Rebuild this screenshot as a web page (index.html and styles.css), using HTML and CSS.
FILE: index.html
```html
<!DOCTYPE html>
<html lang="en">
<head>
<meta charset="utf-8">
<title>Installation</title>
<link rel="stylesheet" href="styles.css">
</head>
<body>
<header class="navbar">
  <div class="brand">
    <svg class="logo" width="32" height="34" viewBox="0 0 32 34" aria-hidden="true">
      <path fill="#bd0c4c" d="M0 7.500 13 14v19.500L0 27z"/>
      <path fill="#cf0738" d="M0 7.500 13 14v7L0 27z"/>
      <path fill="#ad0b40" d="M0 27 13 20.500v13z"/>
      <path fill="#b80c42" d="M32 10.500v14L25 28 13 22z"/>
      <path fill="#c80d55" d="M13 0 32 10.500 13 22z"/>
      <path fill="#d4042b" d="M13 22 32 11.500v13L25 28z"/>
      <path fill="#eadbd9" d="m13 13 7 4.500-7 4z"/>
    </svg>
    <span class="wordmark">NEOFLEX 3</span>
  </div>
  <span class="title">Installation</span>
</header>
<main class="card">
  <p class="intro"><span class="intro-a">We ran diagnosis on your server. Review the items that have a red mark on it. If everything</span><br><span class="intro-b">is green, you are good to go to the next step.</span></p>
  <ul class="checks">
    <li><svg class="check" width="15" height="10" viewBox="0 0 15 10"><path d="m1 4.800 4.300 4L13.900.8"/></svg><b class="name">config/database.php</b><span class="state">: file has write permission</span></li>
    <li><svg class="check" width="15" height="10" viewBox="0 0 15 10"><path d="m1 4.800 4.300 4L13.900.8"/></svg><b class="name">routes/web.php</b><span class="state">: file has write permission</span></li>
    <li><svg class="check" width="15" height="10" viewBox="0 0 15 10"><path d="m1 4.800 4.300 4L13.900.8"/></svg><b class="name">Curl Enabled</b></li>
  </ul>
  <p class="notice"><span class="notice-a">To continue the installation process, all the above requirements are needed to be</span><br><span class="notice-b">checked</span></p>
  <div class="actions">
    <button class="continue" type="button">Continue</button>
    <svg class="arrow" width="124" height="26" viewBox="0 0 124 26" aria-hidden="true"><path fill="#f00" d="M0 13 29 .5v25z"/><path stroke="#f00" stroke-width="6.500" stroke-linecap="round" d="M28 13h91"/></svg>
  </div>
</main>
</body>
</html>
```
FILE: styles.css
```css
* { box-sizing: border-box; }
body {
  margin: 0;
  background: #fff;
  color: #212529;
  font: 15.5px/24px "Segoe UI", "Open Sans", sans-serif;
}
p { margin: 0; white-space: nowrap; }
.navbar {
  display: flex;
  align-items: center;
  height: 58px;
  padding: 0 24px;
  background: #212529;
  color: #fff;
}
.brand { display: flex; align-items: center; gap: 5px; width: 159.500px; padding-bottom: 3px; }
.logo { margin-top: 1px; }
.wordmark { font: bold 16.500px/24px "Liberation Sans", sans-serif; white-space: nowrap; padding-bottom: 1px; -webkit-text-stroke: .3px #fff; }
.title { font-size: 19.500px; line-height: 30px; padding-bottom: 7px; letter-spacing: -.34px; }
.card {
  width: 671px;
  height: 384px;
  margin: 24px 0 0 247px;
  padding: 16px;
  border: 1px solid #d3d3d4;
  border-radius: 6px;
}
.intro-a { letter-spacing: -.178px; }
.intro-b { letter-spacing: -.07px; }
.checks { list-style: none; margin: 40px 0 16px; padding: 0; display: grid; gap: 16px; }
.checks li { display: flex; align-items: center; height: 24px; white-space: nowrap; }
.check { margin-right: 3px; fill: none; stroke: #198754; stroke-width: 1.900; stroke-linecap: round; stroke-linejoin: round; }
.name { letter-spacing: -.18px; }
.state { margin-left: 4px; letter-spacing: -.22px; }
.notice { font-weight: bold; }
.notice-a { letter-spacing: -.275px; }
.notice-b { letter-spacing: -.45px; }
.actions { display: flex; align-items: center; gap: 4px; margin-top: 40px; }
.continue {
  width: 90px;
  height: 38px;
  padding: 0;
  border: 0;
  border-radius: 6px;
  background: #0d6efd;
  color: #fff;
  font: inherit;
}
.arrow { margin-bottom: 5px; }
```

==

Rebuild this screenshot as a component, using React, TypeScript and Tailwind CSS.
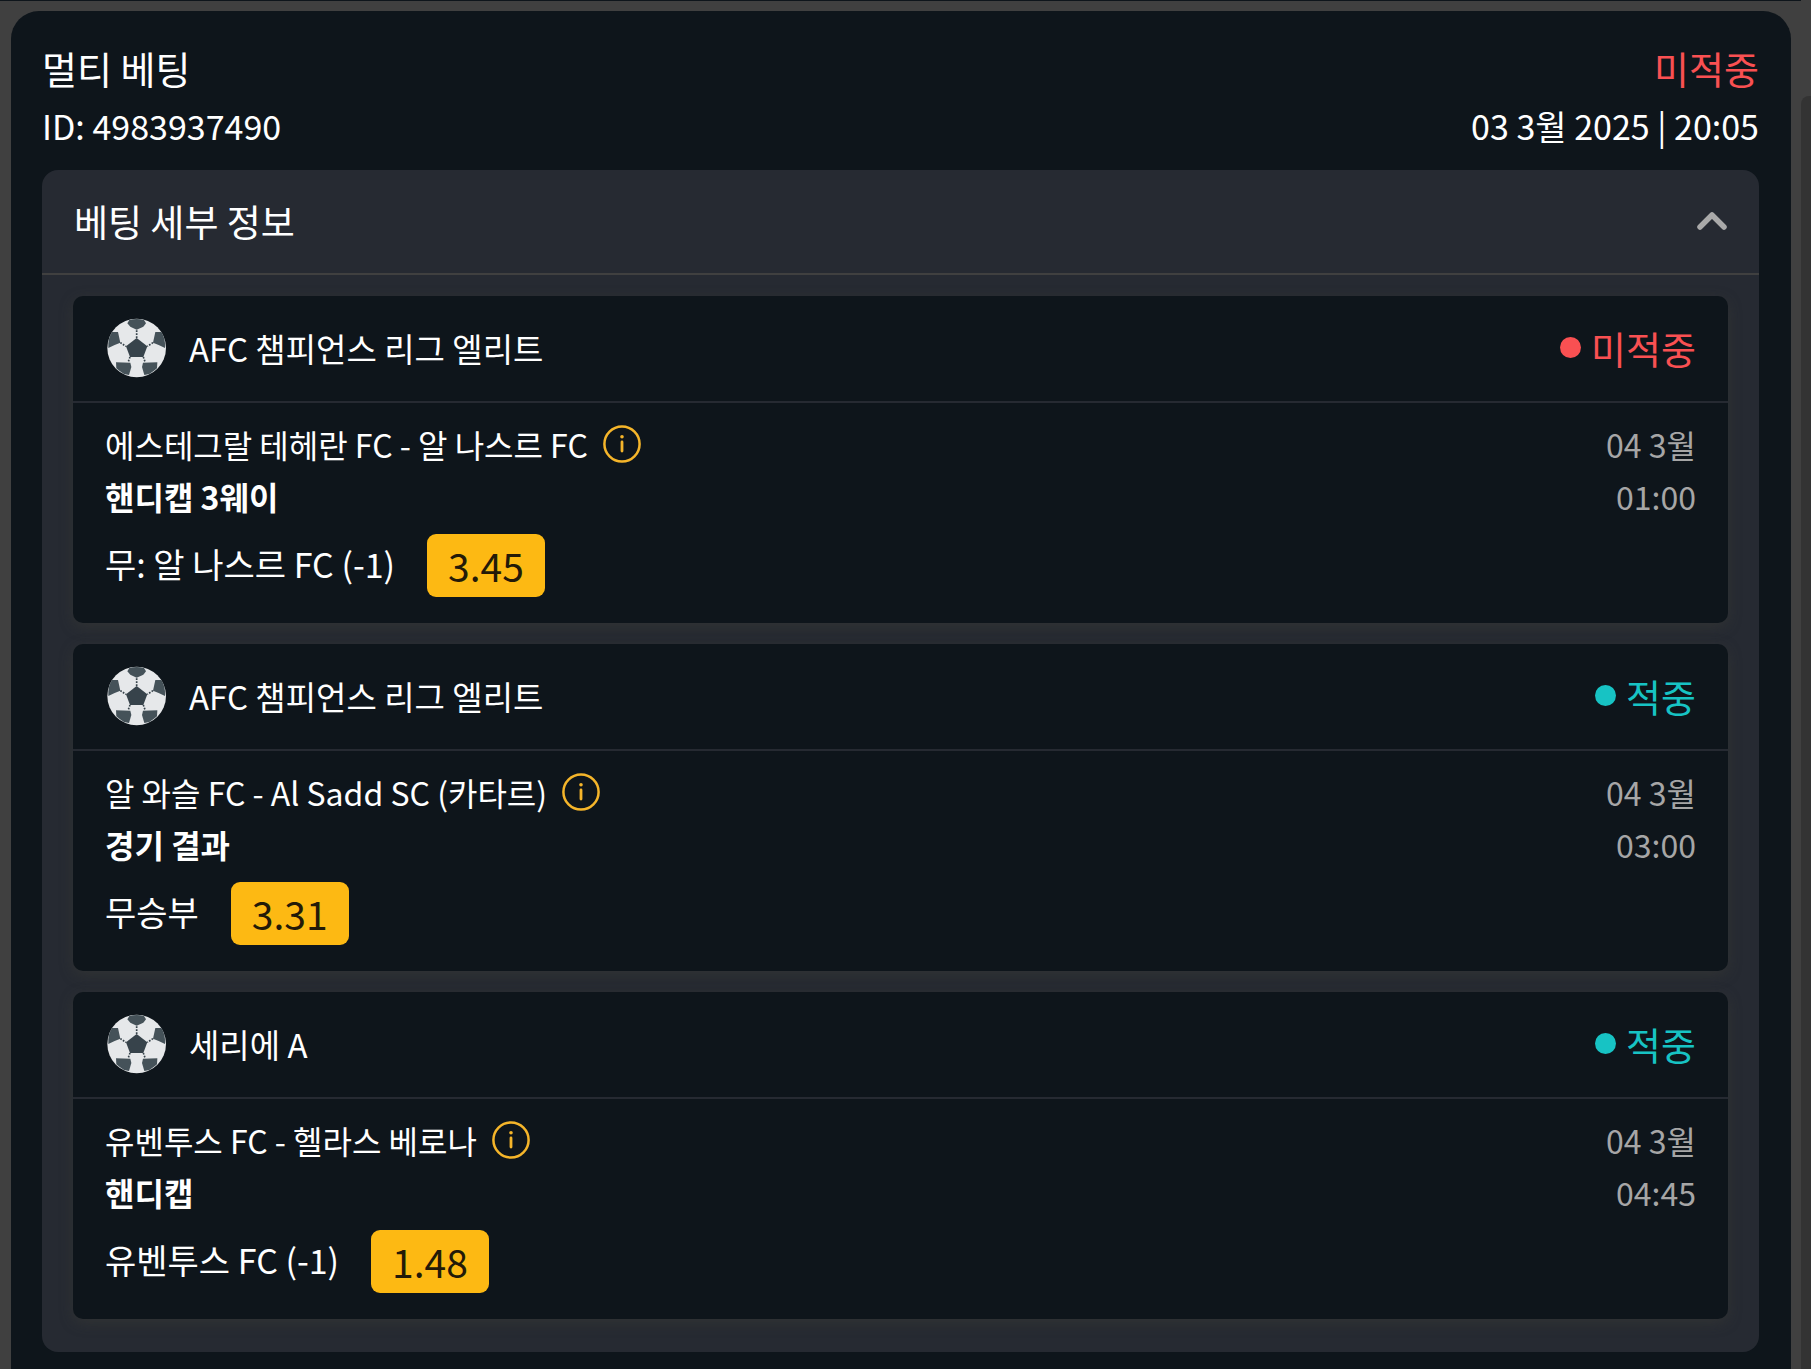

** Exercise requirements **
List all lines in the material containing the string "this".

** Finished answer **
Rebuild this screenshot as a web page (index.html and styles.css), using HTML and CSS.
Rebuild this screenshot as a component, using React, TypeScript and Tailwind CSS.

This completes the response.